The part I don't understand is how do they think other people do it? Do they really think they've been dealt a crap hand and everyone in their life is a horrible human out to get them? Do they not realize that most people are not estranged from all their family members and long-time friends?

That's the deal with the borderline in my life and I just don't understand how she doesn't see that there's a problem.


You also don't understand that their reality is different than yours. They don't/can't see things the same way as someone without the disorder. Their brains don't work the same way.

I wonder if some are thinking they know people with borderline personality disorder when the actual problem is something else. Bipolar, severe depression, sociopathy even.



That's what I think too. You people are describing sociopaths and narcissists and calling them BPDs.
Anonymous
Anonymous wrote:
Anonymous wrote:
Anonymous wrote:
Anonymous wrote:



The part I don't understand is how do they think other people do it? Do they really think they've been dealt a crap hand and everyone in their life is a horrible human out to get them? Do they not realize that most people are not estranged from all their family members and long-time friends?

That's the deal with the borderline in my life and I just don't understand how she doesn't see that there's a problem.


You also don't understand that their reality is different than yours. They don't/can't see things the same way as someone without the disorder. Their brains don't work the same way.

I wonder if some are thinking they know people with borderline personality disorder when the actual problem is something else. Bipolar, severe depression, sociopathy even.




That's what I think too. You people are describing sociopaths and narcissists and calling them BPDs.



+1

Once one understands BPD, one realizes just how needy these people are. They are not consciously manipulating people like narcissists and sociopaths. Yes, they lie, but do so to protect themselves, not to hurt others like the other personality disorders do. Their state is quite pitiful and well summed up by the title of the book: "I Hate You, Please Don't Leave Me." A statement like this would not be made by a narcissist or sociopath.
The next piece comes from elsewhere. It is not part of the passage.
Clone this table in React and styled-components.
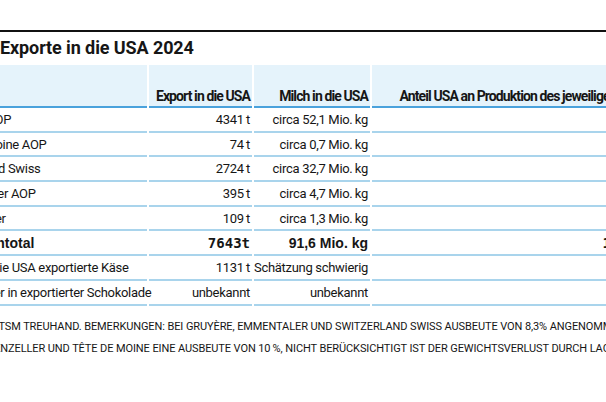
import React from "react";
import styled, { createGlobalStyle } from "styled-components";

const GlobalStyle = createGlobalStyle`
  *, *::before, *::after {
    box-sizing: border-box;
  }
  html, body {
    margin: 0;
    padding: 0;
    background: #fff;
    overflow: hidden;
  }
  body {
    font-family: Roboto, "Liberation Sans", sans-serif;
    color: #161616;
  }
`;

const COLS = "210px 103px 116px 283px";

const rows = [
  ["Gruyère AOP", "4341\u2009t", "circa 52,1 Mio.\u2009kg", "16,8\u2009%"],
  ["Tête de Moine AOP", "74\u2009t", "circa 0,7 Mio.\u2009kg", "3,2\u2009%"],
  ["Switzerland Swiss", "2724\u2009t", "circa 32,7 Mio.\u2009kg", "94,0\u2009%"],
  ["Emmentaler AOP", "395\u2009t", "circa 4,7 Mio.\u2009kg", "2,5\u2009%"],
  ["Appenzeller", "109\u2009t", "circa 1,3 Mio.\u2009kg", "1,1\u2009%"],
];

const extra = [
  ["Übrige in die USA exportierte Käse", "1131\u2009t", "Schätzung schwierig", ""],
  ["Milchpulver in exportierter Schokolade", "unbekannt", "unbekannt", ""],
];

export default function App() {
  return (
    <>
      <GlobalStyle />
      <Page>
        <Rule />
        <Title>Exporte in die USA 2024</Title>
        <Grid>
          <HeadCell />
          <HeadCell>Export in die USA</HeadCell>
          <HeadCell>Milch in die USA</HeadCell>
          <HeadCell>Anteil USA an Produktion des jeweiligen Käses</HeadCell>
          {rows.map((r, i) => (
            <React.Fragment key={i}>
              <Cell>{r[0]}</Cell>
              <Cell $right>{r[1]}</Cell>
              <Cell $right>{r[2]}</Cell>
              <Cell $right>{r[3]}</Cell>
            </React.Fragment>
          ))}
          <Cell $total>Zwischentotal</Cell>
          <Cell $right $mono>7643t</Cell>
          <Cell $right $total>91,6 Mio. kg</Cell>
          <Cell $right $mono>13,6 %</Cell>
          {extra.map((r, i) => (
            <React.Fragment key={i}>
              <Cell>{r[0]}</Cell>
              <Cell $right>{r[1]}</Cell>
              <Cell $right>{r[2]}</Cell>
              <Cell $right>{r[3]}</Cell>
            </React.Fragment>
          ))}
        </Grid>
        <Footnote>
          <span>Quelle: TSM Treuhand. Bemerkungen: Bei Gruyère, Emmentaler und Switzerland Swiss Ausbeute von 8,3% angenommen,</span>
          <span>bei Appenzeller und Tête de Moine eine Ausbeute von 10&#8201;%, nicht berücksichtigt ist der Gewichtsverlust durch Lagerung.</span>
        </Footnote>
      </Page>
    </>
  );
}

const Page = styled.div`
  margin-left: -63px;
  width: 730px;
  padding-top: 30px;
`;

const Rule = styled.div`
  border-top: 2px solid #111;
`;

const Title = styled.h2`
  margin: 6px 0 7px 63px;
  font-size: 18px;
  line-height: 20px;
  font-weight: 700;
  letter-spacing: -0.1px;
`;

const Grid = styled.div`
  display: grid;
  grid-template-columns: ${COLS};
  column-gap: 2px;
`;

const HeadCell = styled.div`
  height: 43px;
  background: #e5f3fb;
  border-bottom: 2px solid #4aa2dc;
  display: flex;
  align-items: flex-end;
  justify-content: flex-end;
  padding: 0 2px 2px 4px;
  font-size: 14px;
  line-height: 16px;
  font-weight: 700;
  letter-spacing: -0.9px;
  white-space: nowrap;
`;

const Cell = styled.div`
  height: 24.7px;
  border-bottom: 2px solid #a9d4ec;
  display: flex;
  align-items: center;
  justify-content: ${(p) => (p.$right ? "flex-end" : "flex-start")};
  padding: 0 2px 0 4px;
  white-space: nowrap;
  font-size: ${(p) => (p.$total || p.$mono ? "14px" : "13px")};
  font-weight: ${(p) => (p.$total || p.$mono ? 700 : 400)};
  font-family: ${(p) =>
    p.$mono
      ? '"DejaVu Sans Mono", monospace'
      : p.$total
      ? '"Liberation Sans", Arial, sans-serif'
      : "Roboto, sans-serif"};
  letter-spacing: ${(p) => (p.$total || p.$mono ? "0" : "-0.3px")};
`;

const Footnote = styled.div`
  margin: 10px 0 0 18px;
  font-size: 11px;
  line-height: 22px;
  text-transform: uppercase;
  letter-spacing: -0.1px;
  span {
    display: block;
    white-space: nowrap;
  }
`;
Many of them do go into therapy, but drive their therapists to the edge because they call them incessantly with all their insecurities and suicidal inclinations. In DBT the therapists for a BPD person must be available for them 24/7. This is hard work.

Being the partner of a BPD person can be very difficult, and I agree that in many cases the best course is to just leave because the drama and upheaval can be overwhelming. That said, there are ways one can learn to manage the BPD behavior to avoid eliciting the extreme reactions. They need a lot of validation, and that can be exhausting. Parents have no choice but to do this with their BPD children, but partners are more than forgiven for just opting out.
Anonymous
Anonymous wrote:
Anonymous wrote:
Anonymous wrote:



The part I don't understand is how do they think other people do it? Do they really think they've been dealt a crap hand and everyone in their life is a horrible human out to get them? Do they not realize that most people are not estranged from all their family members and long-time friends?
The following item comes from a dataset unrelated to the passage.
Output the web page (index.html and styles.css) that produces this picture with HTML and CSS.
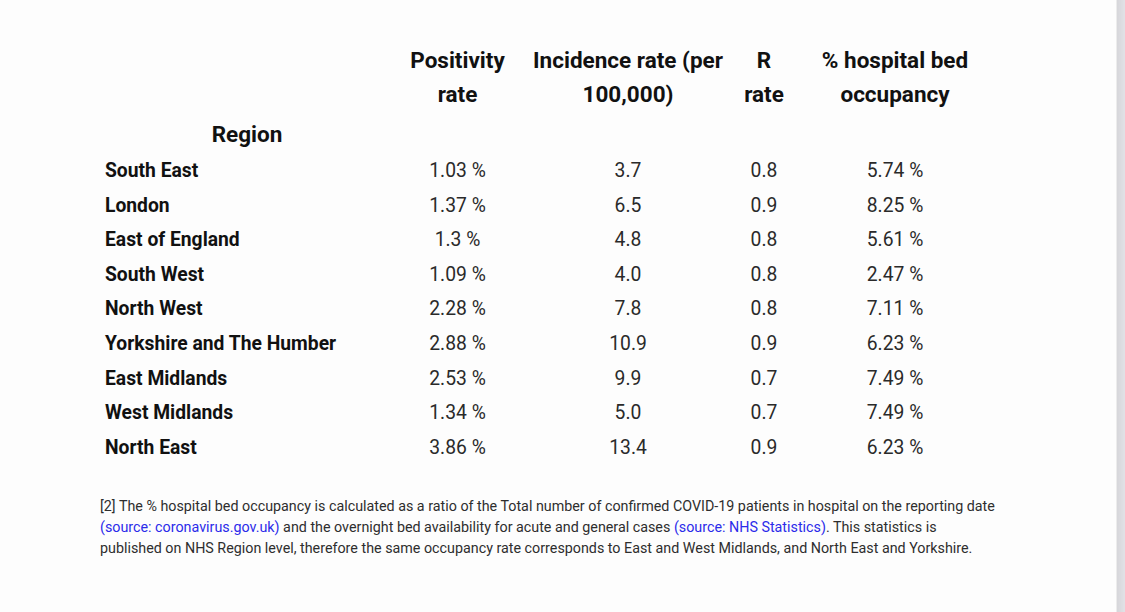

That's the deal with the borderline in my life and I just don't understand how she doesn't see that there's a problem.


You also don't understand that their reality is different than yours. They don't/can't see things the same way as someone without the disorder. Their brains don't work the same way.
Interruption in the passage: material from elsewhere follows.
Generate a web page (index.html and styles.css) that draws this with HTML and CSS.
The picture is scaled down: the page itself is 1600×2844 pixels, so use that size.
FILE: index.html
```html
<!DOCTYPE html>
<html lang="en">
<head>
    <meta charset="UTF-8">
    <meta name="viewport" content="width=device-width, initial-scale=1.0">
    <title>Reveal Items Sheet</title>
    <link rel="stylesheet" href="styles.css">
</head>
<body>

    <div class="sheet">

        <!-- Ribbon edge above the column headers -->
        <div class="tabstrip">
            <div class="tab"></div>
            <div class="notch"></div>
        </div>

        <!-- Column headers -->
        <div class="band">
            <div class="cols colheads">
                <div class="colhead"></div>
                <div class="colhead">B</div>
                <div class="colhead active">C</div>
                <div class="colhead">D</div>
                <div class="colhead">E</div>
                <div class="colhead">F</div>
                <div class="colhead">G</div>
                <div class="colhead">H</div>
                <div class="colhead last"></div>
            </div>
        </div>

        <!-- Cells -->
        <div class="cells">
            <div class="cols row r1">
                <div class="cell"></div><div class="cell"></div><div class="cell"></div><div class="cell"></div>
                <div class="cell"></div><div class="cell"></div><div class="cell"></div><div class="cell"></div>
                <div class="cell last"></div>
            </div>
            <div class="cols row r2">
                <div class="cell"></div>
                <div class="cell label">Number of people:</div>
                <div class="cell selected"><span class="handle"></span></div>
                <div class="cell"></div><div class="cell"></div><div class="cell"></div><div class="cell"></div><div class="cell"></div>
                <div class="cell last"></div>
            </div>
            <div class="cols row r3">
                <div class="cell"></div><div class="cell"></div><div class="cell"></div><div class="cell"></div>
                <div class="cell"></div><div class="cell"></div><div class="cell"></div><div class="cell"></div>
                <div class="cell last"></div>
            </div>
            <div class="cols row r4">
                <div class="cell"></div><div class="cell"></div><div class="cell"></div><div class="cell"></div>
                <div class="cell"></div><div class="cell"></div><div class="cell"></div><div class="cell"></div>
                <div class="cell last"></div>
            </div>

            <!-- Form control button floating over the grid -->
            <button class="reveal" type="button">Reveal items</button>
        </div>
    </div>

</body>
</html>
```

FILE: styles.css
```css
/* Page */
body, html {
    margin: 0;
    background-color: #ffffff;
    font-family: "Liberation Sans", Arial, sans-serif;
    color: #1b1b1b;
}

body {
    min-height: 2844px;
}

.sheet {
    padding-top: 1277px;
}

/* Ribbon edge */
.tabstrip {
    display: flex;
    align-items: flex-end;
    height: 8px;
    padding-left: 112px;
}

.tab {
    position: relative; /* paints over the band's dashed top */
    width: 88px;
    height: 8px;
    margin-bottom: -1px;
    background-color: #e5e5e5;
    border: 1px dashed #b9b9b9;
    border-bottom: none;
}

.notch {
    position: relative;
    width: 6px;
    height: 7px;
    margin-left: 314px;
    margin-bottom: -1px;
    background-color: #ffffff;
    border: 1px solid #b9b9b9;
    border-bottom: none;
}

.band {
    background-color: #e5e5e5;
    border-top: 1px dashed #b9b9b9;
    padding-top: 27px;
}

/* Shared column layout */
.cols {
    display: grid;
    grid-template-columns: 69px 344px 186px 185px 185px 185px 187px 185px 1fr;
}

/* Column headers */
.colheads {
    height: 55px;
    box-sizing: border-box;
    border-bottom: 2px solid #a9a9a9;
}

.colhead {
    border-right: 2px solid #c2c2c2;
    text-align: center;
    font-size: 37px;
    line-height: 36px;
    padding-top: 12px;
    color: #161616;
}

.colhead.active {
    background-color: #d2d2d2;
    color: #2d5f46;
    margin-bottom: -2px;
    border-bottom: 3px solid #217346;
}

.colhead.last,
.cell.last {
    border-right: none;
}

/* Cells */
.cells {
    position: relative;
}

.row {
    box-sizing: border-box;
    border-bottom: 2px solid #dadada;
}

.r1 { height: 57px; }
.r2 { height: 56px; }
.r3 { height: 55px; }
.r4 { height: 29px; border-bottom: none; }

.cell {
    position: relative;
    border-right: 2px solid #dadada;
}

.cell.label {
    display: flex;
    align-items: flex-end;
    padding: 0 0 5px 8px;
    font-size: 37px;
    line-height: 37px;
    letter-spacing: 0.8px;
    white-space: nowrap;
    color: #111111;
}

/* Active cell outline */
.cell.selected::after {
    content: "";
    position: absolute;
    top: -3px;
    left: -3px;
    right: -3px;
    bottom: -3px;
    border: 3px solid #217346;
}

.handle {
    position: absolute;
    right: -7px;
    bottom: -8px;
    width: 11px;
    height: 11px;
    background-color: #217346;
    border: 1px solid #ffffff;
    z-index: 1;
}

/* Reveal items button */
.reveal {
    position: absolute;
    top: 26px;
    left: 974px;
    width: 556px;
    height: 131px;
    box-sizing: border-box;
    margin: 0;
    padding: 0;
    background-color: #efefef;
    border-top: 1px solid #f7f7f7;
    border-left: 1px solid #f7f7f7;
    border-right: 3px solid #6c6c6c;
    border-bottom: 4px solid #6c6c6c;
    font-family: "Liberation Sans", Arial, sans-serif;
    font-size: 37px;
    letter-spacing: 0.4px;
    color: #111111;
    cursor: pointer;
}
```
I wonder if some are thinking they know people with borderline personality disorder when the actual problem is something else. Bipolar, severe depression, sociopathy even.



Yes, in my case my reality is different -- because you don't have any idea from the outside what the dynamic was within my family. You would see the abuser as a great person and member of the community. You would not see the abuse. So you would think it odd that I cut off my family "for no reason." But you would be wrong....
Anonymous
Is it possible for a normal person be be in a long-term relationship with someone with BPD (or a narcissist or a sociopath)? Or are they also ill to stay for so long, supporting them and basically validating them as they harm others?